I’ve been on a serious docker/aws kick recently. I’ve learned just enough that it drives me to play with it. I spent a lot of my free time on it this week, and didn’t spend as much as I’d like on learning Albanian… This could be a problem…
Anyways I might as well post more about what I’ve learned. I’ve been wanting to make my web server more robust, to where if it dies for whatever reason I don’t have to do anything, it’ll come back on a new instance all on its own. Unfortunately that’s a bit more difficult than you’d expect. Lots of moving parts.
The first thing that I have to do manually whenever my server dies is change the DNS records. So let’s try to make that automatic. AWS has it’s own DNS service called Route53. It lets you link all sorts of things, like load balancers and the like, and update it programmatically via the API. So I migrated my DNS records over to Route53.

Next I created an AWS Lambda function. AWS Lambda lets you run NodeJS or Python programs on demand, based on any number of input events. You don’t have to worry at all about infrastructure, they charge based on resource usage and execution time. I’m using it to automatically update my DNS records whenever my blog server dies & is restarted.

One “gotcha” that’s not immediately apparent with AWS Lambda, is that if you need any extra nodejs libraries you have to pack them yourself. Since I’m using the async and https libraries, I had to package the whole thing as a zip file including the node_modules folder. Also, it runs an older version of nodejs, so you need to make sure you’re developing on that version.
You can see my code here: https://github.com/gburgett/lambdas/blob/master/route53-asg-update/index.js
Through the boilerplate of the async calls, it’s doing the following things:
// look for the tag named "DomainMeta" on the AutoScalingGroup
 autoscaling.describeTags({ ... })l
// Parse that tag into the ID of the Route53 DNS records
 var tokens = response.Tags[0].Value.split(':');
 var route53Tags = {
  HostedZoneId: tokens[0],
  RecordName: tokens[1]
 };
// Get the IP addresses of all the active EC2 instances in the AutoScalingGroup
 autoscaling.describeAutoScalingGroups({ ... });
 ...
 ec2.describeInstances({ InstanceIds: instance_ids });
 ...
 var resource_records = ec2Response.Reservations.map(function(reservation) {
  return {
    Value: reservation.Instances[0].NetworkInterfaces[0].Association.PublicIp
  };
 });
// Change the DNS record in Route53 to point to these public IP addresses
 route53.changeResourceRecordSets({
  ChangeBatch: {
   Changes: [{
     Action: 'UPSERT',
     ResourceRecordSet: {
      Name: route53Tags.RecordName,
      Type: 'A',
      TTL: 10,
      ResourceRecords: resource_records
     }
    }]
  },
  HostedZoneId: route53Tags.HostedZoneId
 });
Now the last thing is to hook that up to the AutoScalingGroup’s change events. I used an AWS SNS topic to link the two.

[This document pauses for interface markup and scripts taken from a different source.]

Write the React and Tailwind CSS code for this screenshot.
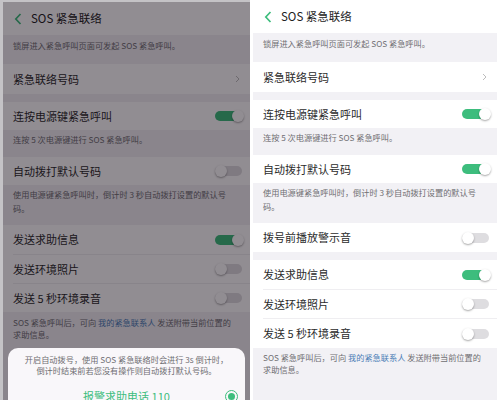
const FONT = { fontFamily: '"Noto Sans CJK SC", "Noto Sans", sans-serif' };

const Toggle = ({ on }) => (
  <div className="relative w-[29px] h-[14px] flex items-center">
    <div
      className={`w-[27px] h-[10px] rounded-full ${
        on ? "bg-[#3dbd7d]" : "bg-[#dedde0]"
      }`}
    />
    <div
      className={`absolute top-px w-[12px] h-[12px] rounded-full bg-white shadow-[0_1px_2px_rgba(0,0,0,0.35)] ${
        on ? "right-0" : "left-0"
      }`}
    />
  </div>
);

const Back = () => (
  <svg width="8" height="12" viewBox="0 0 8 12">
    <path d="M6.5 1 L1.8 6 L6.5 11" fill="none" stroke="#3dbd7d" strokeWidth="1.7" />
  </svg>
);

const Chevron = () => (
  <svg width="5" height="8" viewBox="0 0 5 8">
    <path d="M1 1 L4 4 L1 7" fill="none" stroke="#b5b5b5" strokeWidth="0.9" />
  </svg>
);

const Header = () => (
  <div className="h-[33px] flex items-center pl-[11px] bg-white">
    <Back />
    <span className="ml-[9px] text-[11.5px] text-[#222]">SOS 紧急联络</span>
  </div>
);

const Desc = ({ h, pt, children }) => (
  <div
    className="bg-[#f2f1f5] px-[10px] text-[8.2px] leading-[12.5px] text-[#6f6e72]"
    style={{ height: h, paddingTop: pt }}
  >
    {children}
  </div>
);

const Row = ({ h, label, right, line }) => (
  <div className="bg-white pl-[10px]" style={{ height: h }}>
    <div
      className={`h-full flex items-center justify-between pr-[6px] ${
        line ? "border-b border-[#efeef1]" : ""
      }`}
    >
      <span className="text-[11px] text-[#2b2b2b]">{label}</span>
      {right}
    </div>
  </div>
);

const Gap = () => <div className="h-[8px] bg-[#f2f1f5]" />;

const Top = ({ autoOn }) => (
  <>
    <Header />
    <Desc h={29} pt={4}>
      锁屏进入紧急呼叫页面可发起 SOS 紧急呼叫。
    </Desc>
    <Row
      h={30}
      label="紧急联络号码"
      right={
        <div className="pr-[4px] flex">
          <Chevron />
        </div>
      }
    />
    <Gap />
    <Row h={28} label="连按电源键紧急呼叫" right={<Toggle on />} />
    <Desc h={27} pt={3}>
      连按 5 次电源键进行 SOS 紧急呼叫。
    </Desc>
    <Row h={28} label="自动拨打默认号码" right={<Toggle on={autoOn} />} />
    <div className="bg-[#f2f1f5] h-[40px] pt-[2px] px-[10px] text-[8.2px] leading-[14px] text-[#6f6e72]">
      使用电源键紧急呼叫时，倒计时 3 秒自动拨打设置的默认号
      <br />
      码。
    </div>
  </>
);

const BottomDesc = ({ pt }) => (
  <div
    className="bg-[#f2f1f5] flex-1 px-[10px] text-[8.2px] leading-[12px] text-[#6f6e72]"
    style={{ paddingTop: pt }}
  >
    SOS 紧急呼叫后，可向 <span className="text-[#4a7db5]">我的紧急联系人</span>{" "}
    发送附带当前位置的
    <br />
    求助信息。
  </div>
);

const App = () => {
  return (
    <div className="w-[503px] h-[400px] flex overflow-hidden bg-white" style={FONT}>
      <div className="w-[250px] h-full border-l-[3px] border-t-[2px] border-[#c4c3c6] flex">
        <div className="relative flex-1 flex flex-col bg-white overflow-hidden">
          <Top autoOn={false} />
          <Row h={30} label="发送求助信息" right={<Toggle on />} line />
          <Row h={29} label="发送环境照片" right={<Toggle />} line />
          <Row h={28} label="发送 5 秒环境录音" right={<Toggle />} />
          <BottomDesc pt={4} />

          <div className="absolute inset-0 bg-[rgba(10,2,14,0.45)]" />

          <div className="absolute left-[5px] right-[5px] top-[346px] h-[60px] bg-[#f9f7fa] rounded-t-[10px] flex flex-col items-center pt-[6px]">
            <div className="text-[8.2px] leading-[11px] text-[#6f6e72] text-center">
              开启自动拨号，使用 SOS 紧急联络时会进行 3s 倒计时，
              <br />
              倒计时结束前若您没有操作则自动拨打默认号码。
            </div>
            <div className="w-full flex items-center justify-center mt-[12px] relative">
              <span className="text-[11px] text-[#3dbd7d]">报警求助电话 110</span>
              <div className="absolute right-[7px] w-[13px] h-[13px] rounded-full border-[1.5px] border-[#3dbd7d] flex items-center justify-center">
                <div className="w-[7px] h-[7px] rounded-full bg-[#3dbd7d]" />
              </div>
            </div>
          </div>
        </div>
      </div>

      <div className="w-[253px] h-full pl-[3px] pr-[6px] bg-white flex flex-col">
        <Top autoOn />
        <Row h={29} label="拨号前播放警示音" right={<Toggle />} />
        <Gap />
        <Row h={30} label="发送求助信息" right={<Toggle on />} line />
        <Row h={29} label="发送环境照片" right={<Toggle />} line />
        <Row h={29} label="发送 5 秒环境录音" right={<Toggle />} />
        <BottomDesc pt={3} />
      </div>
    </div>
  );
};

export default App;
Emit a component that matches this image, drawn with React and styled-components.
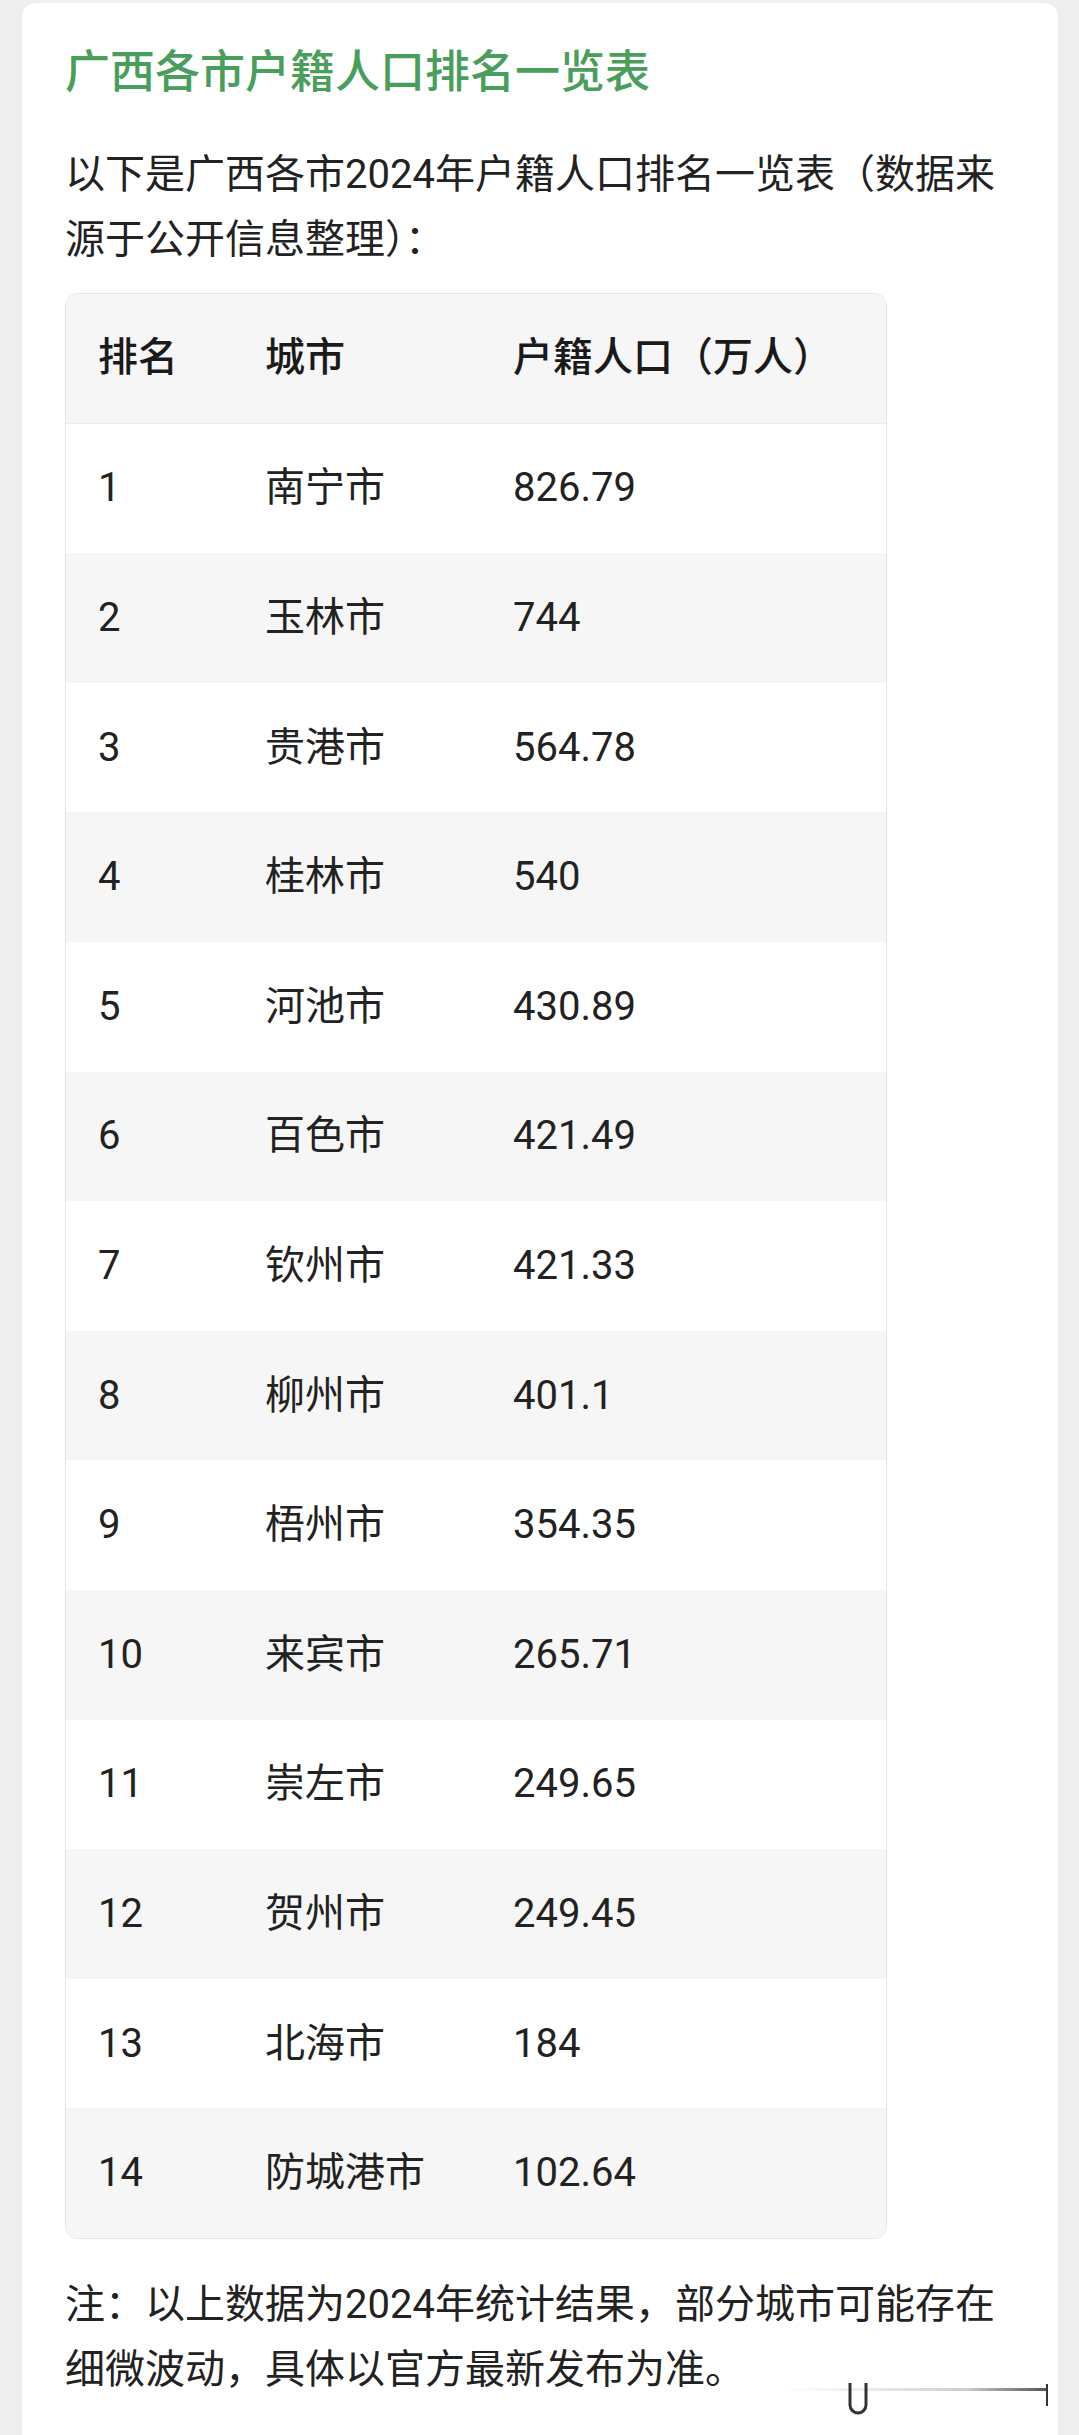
import styled, { createGlobalStyle } from "styled-components";

const GlobalStyle = createGlobalStyle`
  html, body {
    margin: 0;
    padding: 0;
    background: #efefef;
  }
  * {
    box-sizing: border-box;
  }
`;

const Page = styled.div`
  padding: 3px 21px 0 22px;
  font-family: Roboto, "Noto Sans CJK SC", "Noto Sans", sans-serif;
  color: #222;
`;

const Card = styled.div`
  position: relative;
  min-height: calc(100vh - 3px);
  background: #fff;
  border-radius: 14px 14px 0 0;
  padding: 38px 43px 0 43px;
`;

const Title = styled.h1`
  margin: 0;
  font-size: 45px;
  line-height: 63px;
  font-weight: 500;
  color: #4a9e5c;
`;

const Text = styled.p`
  margin: ${({ $top }) => $top || "0"} 0 0;
  font-size: 40px;
  line-height: 65px;
  color: #222;
`;

const Table = styled.div`
  margin-top: 21px;
  width: 822px;
  border: 1px solid #e6e6e6;
  border-radius: 12px;
  overflow: hidden;
`;

const Row = styled.div`
  display: grid;
  grid-template-columns: 167px 248px 1fr;
  align-items: center;
  height: 129.6px;
  background: ${({ $shade }) => ($shade ? "#f6f6f6" : "#fff")};
  border-bottom: ${({ $head }) => ($head ? "1px solid #ebebeb" : "none")};
`;

const Cell = styled.div`
  padding: 0 0 0 32px;
  font-size: 40px;
  line-height: 56px;
  font-weight: ${({ $head }) => ($head ? 500 : 400)};
  color: ${({ $head }) => ($head ? "#1a1a1a" : "#222")};
  white-space: nowrap;
`;

const Mark = styled.svg`
  position: absolute;
  right: 6px;
  bottom: 20px;
  width: 272px;
  height: 34px;
`;

const rows = [
  ["1", "南宁市", "826.79"],
  ["2", "玉林市", "744"],
  ["3", "贵港市", "564.78"],
  ["4", "桂林市", "540"],
  ["5", "河池市", "430.89"],
  ["6", "百色市", "421.49"],
  ["7", "钦州市", "421.33"],
  ["8", "柳州市", "401.1"],
  ["9", "梧州市", "354.35"],
  ["10", "来宾市", "265.71"],
  ["11", "崇左市", "249.65"],
  ["12", "贺州市", "249.45"],
  ["13", "北海市", "184"],
  ["14", "防城港市", "102.64"],
];

export default function App() {
  return (
    <Page>
      <GlobalStyle />
      <Card>
        <Title>广西各市户籍人口排名一览表</Title>
        <Text $top="38px">
          以下是广西各市2024年户籍人口排名一览表（数据来源于公开信息整理）：
        </Text>

        <Table>
          <Row $shade $head>
            <Cell $head>排名</Cell>
            <Cell $head>城市</Cell>
            <Cell $head>户籍人口（万人）</Cell>
          </Row>
          {rows.map(([rank, city, pop], i) => (
            <Row key={rank} $shade={i % 2 === 1}>
              <Cell>{rank}</Cell>
              <Cell>{city}</Cell>
              <Cell>{pop}</Cell>
            </Row>
          ))}
        </Table>

        <Text $top="33px">
          注：以上数据为2024年统计结果，部分城市可能存在细微波动，具体以官方最新发布为准。
        </Text>

        {/* faint watermark strip, bottom right */}
        <Mark viewBox="0 0 272 34">
          <defs>
            <linearGradient id="wm" x1="0" x2="1">
              <stop offset="0" stopColor="#ddd" stopOpacity="0" />
              <stop offset="0.7" stopColor="#ccc" />
              <stop offset="1" stopColor="#555" />
            </linearGradient>
          </defs>
          <rect x="0" y="7" width="266" height="3" fill="url(#wm)" />
          <path
            d="M70 2 V24 a8 8 0 0 0 16 0 V2"
            fill="none"
            stroke="#333"
            strokeWidth="3"
          />
          <rect x="266" y="3" width="2" height="22" fill="#333" />
        </Mark>
      </Card>
    </Page>
  );
}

And now, whenever my instance dies, the DNS settings are automatically updated with the new instance’s IP address! There’s just one problem though. Docker cloud limits you to only 1 node for free. It’s $15/mo for each additional node. If you try to bring online a second node when it thinks there’s still one up, it sends you a 402 Payment Required.
To solve this, I just had to add to my lambda code something to notify the docker cloud API that my node has been terminated. Normally, when a node dies, docker cloud calls it “unreachable” but doesn’t give up on it. However, when my lambda function gets an event, I know that the node is dead. So I can make a call to the docker cloud API to tell it to terminate the node.
The relevant code is in the updateDockerCloud function. Again stripping the boilerplate:
// Get all my running nodes
 var req = https.request({ host: "cloud.docker.com", path: "/api/infra/v1/node/", method: "GET"});
...
// Find in the list all the nodes which Docker Cloud thinks are alive, but aren't.
 objs = objs.filter(function(o) 
    { return !resource_records.some(function(rr) {return rr.Value == o.public_ip;}); }
  );
  objs = objs.filter(function(o)
    { return o.state != "Terminated"; }
  );
  console.log("to terminate: " + JSON.stringify(objs));
...
// Send a delete request for each of those nodes.
 var req = https.request({
  host: "cloud.docker.com",
  path: "/api/infra/v1/node/" + o.uuid + "/",
  method: "DELETE"
 });
Once I included that in my Lambda function, the whole shebang goes off without a hitch. I can kill my node, and my auto-scaling group fires up a new one within minutes. Docker cloud then sees the new node, and deploys my containers to it. Success!